Gagak putih mengumpamaï para suci (ārya), khususnya Buddha. Gagak biasa mengumpamaï makhluk biasa (pr̥thagjana). Ular berbisa mengumpamaï ketiga racun: rāga, dveṣa, dan moha. Sedangkan raja mengumpamaï praktisi kebanyakan, yang terdiri atas empat kelompok siswa-siswi. Buddha berupaya mencerahkan kita agar terhindar dari gigitan ketiga racun kleśa. Sudah sepatutnya kita berterimakasih dan berupaya membalas budi-Nya. Akan tetapi, sebagai praktisi kebanyakan yang belum mengkontemplasikan kebijaksanaan melalui Smr̥tyupasthāna, kita melekat pada trikotomi bahwa Buddha, makhluk lain, dan diri sendiri adalah berbeda. Dalam berderma kita memilah-milah benih secara tidak samarata, untuk ditanam di ladang yang subur (para suci) atau yang kurang subur (makhluk biasa). Ini seperti raja yang bingung memutuskan untuk berderma kepada gagak putih atau gagak hitam.

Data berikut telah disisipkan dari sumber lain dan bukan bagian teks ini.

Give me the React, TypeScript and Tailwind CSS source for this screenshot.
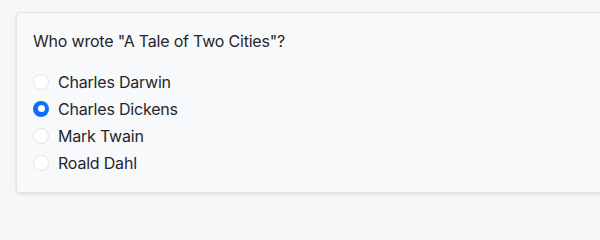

Kebalikannya dapat kita lihat pada Bodhisattva Sadāparibhūta 常不輕 yang, dikisahkan dalam Saddharmapuṇḍarīka Sūtra, memiliki keyakinan sempurna sehingga tidak pernah meremehkan makhluk mana pun, dan bernamaskāra kepada semua orang seraya berkata: “Anda sekalian adalah Buddha!” Upāsaka Vimalakīrti 維摩詰 juga membagi kalung berumbai yang diterimanya, lalu mendermakannya kepada pengemis terhina di kota dan kepada Tathāgata Duṣprasaha secara samarata. Mengapakah para bodhisattva dapat bertindak sedemikian? Karena mereka telah berdiam dengan bersandar pada Prātimokṣa sehingga tidak lagi membuat pembedaan ladang yang subur dan yang kurang subur. Bahkan tiada lagi pembedaan antara diri sendiri dengan orang lain. Semua ladang adalah baik; membina diri sendiri sama dengan menghantarkan semua makhluk menuju Kebuddhaan.


Maka Kᴜᴀɴ-ᴛɪɴɢ selanjutnya (hlm. 590a) mengomentari:

經云:「依教修行,名報佛恩。」能助佛宣化,亦名報於聖恩。
Sūtra mengatakan: “Berlatih mempraktikkan sesuai Ajaran, itulah yang dinamakan membalas budi Buddha.” Mampu membantu Buddha menyebarkan pengajaran-Nya pun termasuk membalas budi kepada para suci.

而今行者依念處觀慧、依木叉而住,即是依教修行,名報佛恩。
Sekarang, seorang praktisi yang mengkontemplasikan kebijaksanaan dengan bersandar pada Smr̥tyupasthāna, yang berdiam dengan bersandar pada Prātimokṣa, adalah telah berlatih mempraktikkan sesuai Ajaran, dan dapat dinamakan membalas budi Buddha.

復能以己之行,化導一切眾生,即是普施烏鴉之食,能報白鴉之恩也。
Dan lagi ia, yang dengan praktik pribadinya mampu merubah dan membimbing semua makhluk, telah secara universal memberi makan segala gagak biasa, dan dapat membalas budi sang gagak putih.